Pathogenic variants alone do not fully explain HCM risk. This analysis, presented at the American Heart Association (AHA) 2025 Scientific Sessions, evaluated how polygenic BMI, DBP, and HCM risk modify disease diagnosis and echocardiographic features in G+ and G- individuals.
The study included 32,615 unrelated participants from the Penn Medicine BioBank. Among them, 363 individuals (1.1%) were diagnosed with HCM. G+ participants carried pathogenic variants in definitive HCM genes. To reduce confounding, BMI and DBP were represented using polygenic scores derived from the Polygenic Score Catalog.

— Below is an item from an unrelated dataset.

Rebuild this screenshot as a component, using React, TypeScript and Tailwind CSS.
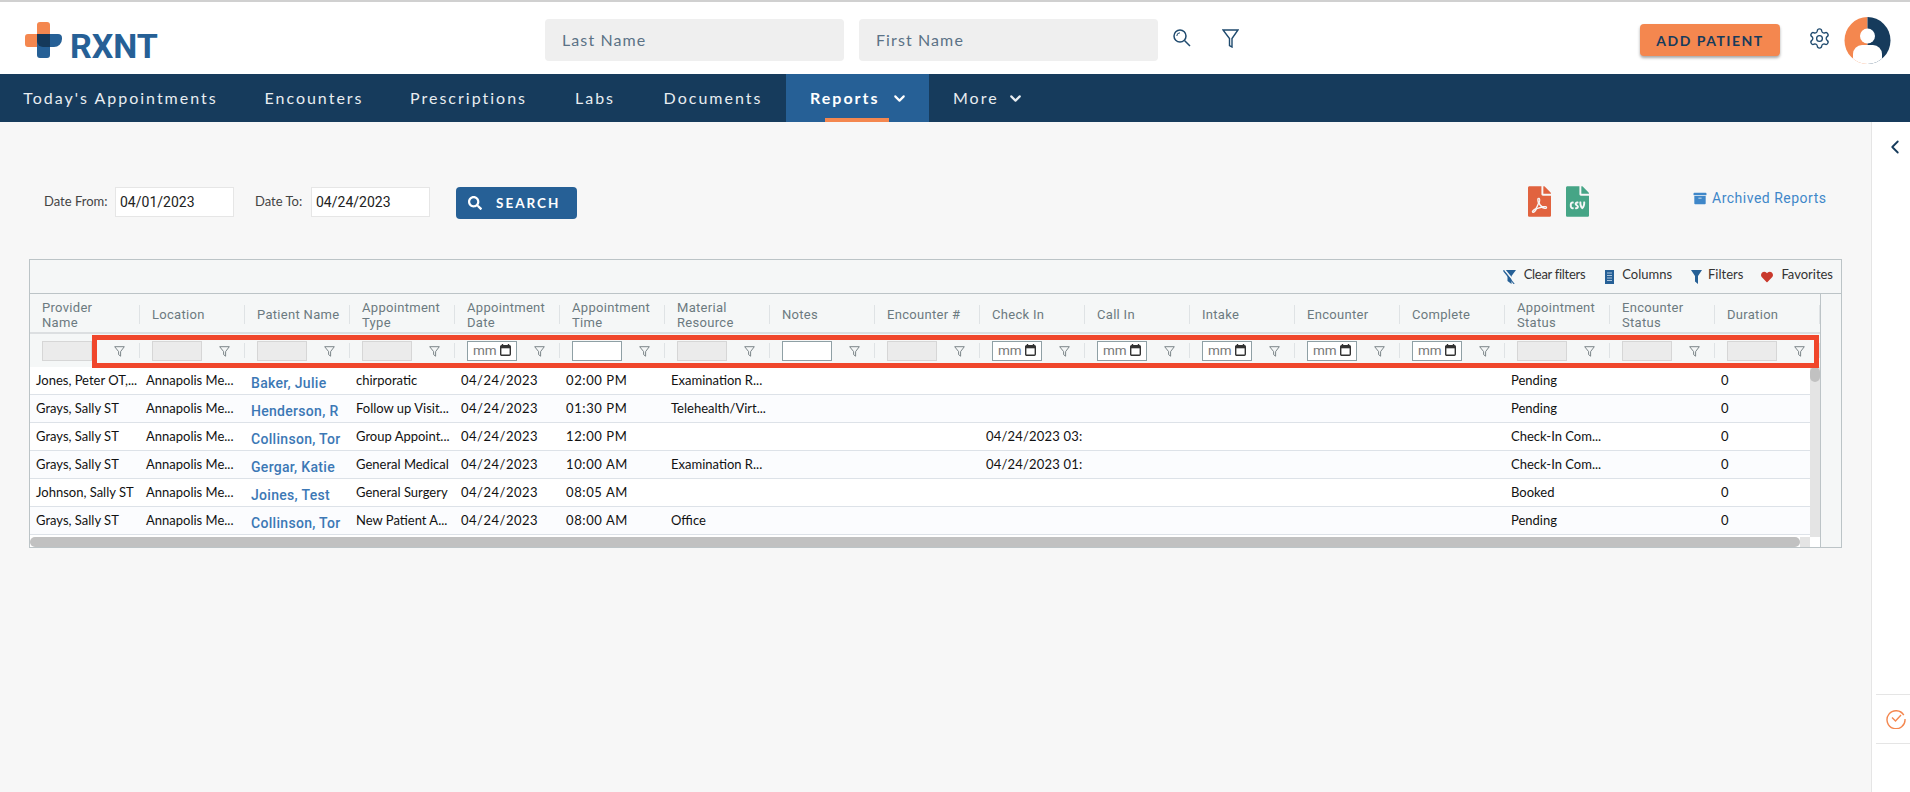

G+ status conferred a 58-fold increased risk of HCM (p=2.6×10⁻¹³⁵). Polygenic BMI and HCM risk scores were positively associated with HCM regardless of genotype status, although statistical significance was observed for the HCM polygenic score only. Polygenic DBP was associated with HCM risk exclusively in G- individuals (odds ratio 1.63; 95% confidence interval 1.09 to 1.39; p=7.0×10⁻⁴). All polygenic scores were positively associated with interventricular septal thickness. A significant interaction was observed between monogenic and polygenic HCM risk.
Polygenic BMI and DBP were negatively associated with left ventricular ejection fraction in G- individuals. These findings indicate that common and rare genetic variation interact to influence HCM expression, while DBP appears to modify risk primarily in genotype-negative disease.